With Cuomo’s resignation, Democrats can refocus on 2022 messaging
Last week writing in The Hill, I called for Gov. Andrew Cuomo of New York to “do the right thing” and step aside. One week to the day of that piece being published and the New York attorney general’s damning 165-page investigation into the 11 sexual harassment and assault claims against Cuomo being released publicly, the governor did just that.
Perhaps no figure in recent life has seen such a rapid and self-inflicted fall from grace in such a short timeframe. Back in March 2020, when COVID-19 was first ravaging the Empire State and later the entire country, 87 percent of New Yorkers approved of Cuomo’s handling of the budding pandemic. The governor’s daily COVID-19 briefings, in addition to winning him a national Emmy Award, became a staple for Americans across the country who saw Cuomo as a nearly-singular source of strength and competence during the first surge of pandemic cases. Last month in a similar Siena College poll, a majority of New Yorkers indicated their desire for the governor to either resign immediately or not seek a fourth term in 2022 — a total reversal of support from just one year ago.

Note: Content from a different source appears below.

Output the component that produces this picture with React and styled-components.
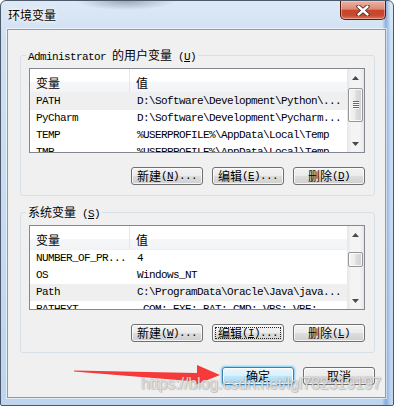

One of the clearest indicators coming out of yesterday’s announcement is how much of an island unto himself the governor became in the wake of the attorney general’s report last week. Every leading Democrat, including President Joe Biden, Speaker Nancy Pelosi, (D-Calif.), Sens. Chuck Schumer (D-N.Y.) and Kirsten Gillibrand (D-N.Y.) as well as the entire New York Democratic congressional delegation immediately called for Cuomo to resign after the report became public.

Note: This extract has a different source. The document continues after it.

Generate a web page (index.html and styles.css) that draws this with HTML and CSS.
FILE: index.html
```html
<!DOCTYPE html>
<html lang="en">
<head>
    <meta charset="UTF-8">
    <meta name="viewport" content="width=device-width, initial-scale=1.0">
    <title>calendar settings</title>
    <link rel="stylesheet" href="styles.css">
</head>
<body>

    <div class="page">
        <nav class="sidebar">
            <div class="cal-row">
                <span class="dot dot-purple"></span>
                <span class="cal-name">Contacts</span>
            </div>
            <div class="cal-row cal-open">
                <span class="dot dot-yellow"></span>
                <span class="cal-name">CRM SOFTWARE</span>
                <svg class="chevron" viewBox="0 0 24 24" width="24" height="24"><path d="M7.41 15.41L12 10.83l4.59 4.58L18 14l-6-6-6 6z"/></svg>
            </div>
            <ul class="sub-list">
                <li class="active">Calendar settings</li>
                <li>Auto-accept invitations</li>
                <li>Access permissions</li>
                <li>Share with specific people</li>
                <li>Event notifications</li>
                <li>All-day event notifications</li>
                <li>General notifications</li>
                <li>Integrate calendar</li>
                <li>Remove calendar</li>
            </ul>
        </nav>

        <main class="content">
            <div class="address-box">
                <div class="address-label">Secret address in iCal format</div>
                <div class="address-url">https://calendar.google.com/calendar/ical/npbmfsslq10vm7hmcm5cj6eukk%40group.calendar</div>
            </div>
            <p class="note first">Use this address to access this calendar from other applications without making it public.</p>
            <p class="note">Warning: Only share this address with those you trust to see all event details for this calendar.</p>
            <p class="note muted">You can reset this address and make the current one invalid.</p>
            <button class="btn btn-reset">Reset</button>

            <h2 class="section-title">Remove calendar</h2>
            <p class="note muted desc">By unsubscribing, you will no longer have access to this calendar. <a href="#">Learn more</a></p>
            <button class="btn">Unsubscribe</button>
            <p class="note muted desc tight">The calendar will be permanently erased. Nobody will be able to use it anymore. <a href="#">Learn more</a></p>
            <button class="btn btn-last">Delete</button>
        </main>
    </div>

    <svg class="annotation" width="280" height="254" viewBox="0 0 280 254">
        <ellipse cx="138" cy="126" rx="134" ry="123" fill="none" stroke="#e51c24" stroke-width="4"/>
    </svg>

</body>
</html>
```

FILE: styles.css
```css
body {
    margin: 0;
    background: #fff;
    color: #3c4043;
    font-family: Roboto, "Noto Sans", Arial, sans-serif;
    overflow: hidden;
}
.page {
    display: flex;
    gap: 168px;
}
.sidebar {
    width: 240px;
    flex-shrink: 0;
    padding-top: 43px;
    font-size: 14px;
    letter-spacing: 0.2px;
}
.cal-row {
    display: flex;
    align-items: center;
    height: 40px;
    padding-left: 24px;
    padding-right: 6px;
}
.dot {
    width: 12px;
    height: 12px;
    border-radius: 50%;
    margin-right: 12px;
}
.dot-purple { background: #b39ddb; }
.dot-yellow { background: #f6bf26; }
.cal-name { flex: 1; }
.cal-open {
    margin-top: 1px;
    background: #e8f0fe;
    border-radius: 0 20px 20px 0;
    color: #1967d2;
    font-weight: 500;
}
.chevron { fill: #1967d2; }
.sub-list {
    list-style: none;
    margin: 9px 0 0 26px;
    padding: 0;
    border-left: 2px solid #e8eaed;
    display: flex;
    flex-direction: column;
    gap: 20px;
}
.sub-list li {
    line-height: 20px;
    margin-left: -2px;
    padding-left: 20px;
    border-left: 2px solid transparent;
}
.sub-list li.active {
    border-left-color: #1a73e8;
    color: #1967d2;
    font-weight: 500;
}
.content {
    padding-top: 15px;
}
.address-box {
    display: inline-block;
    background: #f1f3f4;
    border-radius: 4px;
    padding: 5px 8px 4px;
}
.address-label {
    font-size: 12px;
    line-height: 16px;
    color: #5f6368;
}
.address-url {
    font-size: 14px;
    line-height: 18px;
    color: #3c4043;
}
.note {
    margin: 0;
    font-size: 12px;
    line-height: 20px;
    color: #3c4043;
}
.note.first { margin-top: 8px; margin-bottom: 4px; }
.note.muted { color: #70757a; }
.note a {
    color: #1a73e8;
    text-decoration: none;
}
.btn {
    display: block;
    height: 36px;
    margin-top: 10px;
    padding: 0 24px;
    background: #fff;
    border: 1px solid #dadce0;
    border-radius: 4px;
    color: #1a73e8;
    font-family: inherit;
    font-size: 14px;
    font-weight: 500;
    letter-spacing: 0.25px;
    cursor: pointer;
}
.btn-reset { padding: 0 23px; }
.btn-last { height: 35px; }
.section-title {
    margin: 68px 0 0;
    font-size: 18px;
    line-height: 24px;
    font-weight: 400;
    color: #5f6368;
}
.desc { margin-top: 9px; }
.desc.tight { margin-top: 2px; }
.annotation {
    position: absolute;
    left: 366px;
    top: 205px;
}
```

That rapid and overwhelming show of solidarity by the entire Democratic establishment with the 11 accusers was not only the right thing to do, but also clearly a political necessity. Back in 2006, Pelosi first won the speaker’s gavel — to some degree — as a response to several GOP personal and professional ethical lapses, especially with regard to former U.S. Reps. Tom DeLay (R-Texas) and Mark Foley (R-Fla.). Widespread ethical issues can quickly turn a national election into a referendum on a party’s ability to campaign and lead effectively.
We are still over 450 days away from the midterm elections, which can be an eternity in terms of which political issues will motivate the voters to turn out. Despite the governor’s outsized role on the national stage during the COVID-19 crisis, the midterm electorate will almost certainly have moved on from the Cuomo scandal, especially outside of the Empire State.

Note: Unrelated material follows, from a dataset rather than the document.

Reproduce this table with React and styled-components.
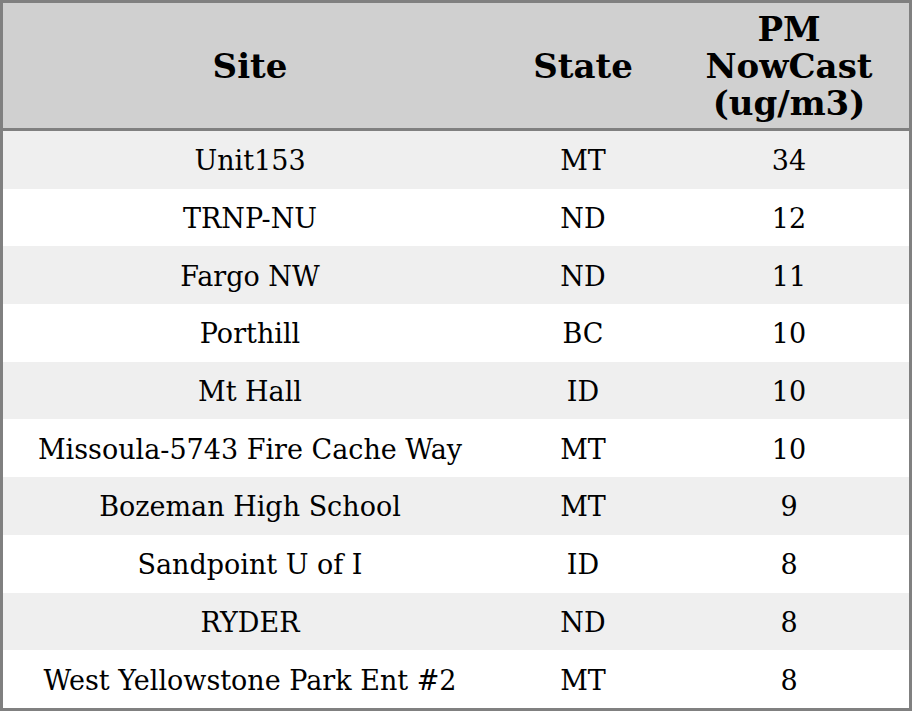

In 2018, midterm voters delivered a clear rebuke to the Trump administration, propelling Democrats back into the majority and handing the gavel back to Pelosi. Despite former President Trump’s ethical issues during the 2016 campaign and the specter of the Mueller probe, exit polling from 2018 indicated that health care was the most important issue to voters. Democrats hammered home messages that they would beat back GOP attempts to reverse Obamacare and hold the line on Social Security, Medicaid and Medicare funding.
Four years earlier, 2014 midterm voters listed the state of the economy as the number one issue with regard to their vote. The great recession was still fresh in the minds of many Americans that year with seven in ten voters during that midterm election saying that the economy was in bad shape.
Both recent midterm examples should give Democrats some level of hope that voters in 2022 will be focused on key domestic issues facing Americans at the time of the election. Just minutes before Gov. Cuomo’s press conference, the U.S. Senate passed landmark bipartisan legislation, shepherded by the Biden administration, that will reinvigorate critical aspects of this nation’s physical and digital infrastructure. Judging from recent elections, it will be these kinds of advancements around infrastructure, health care, and the strength of the economy that will determine if Democrats hold both the House and Senate in 2022 — not the personal failings of Andrew Cuomo.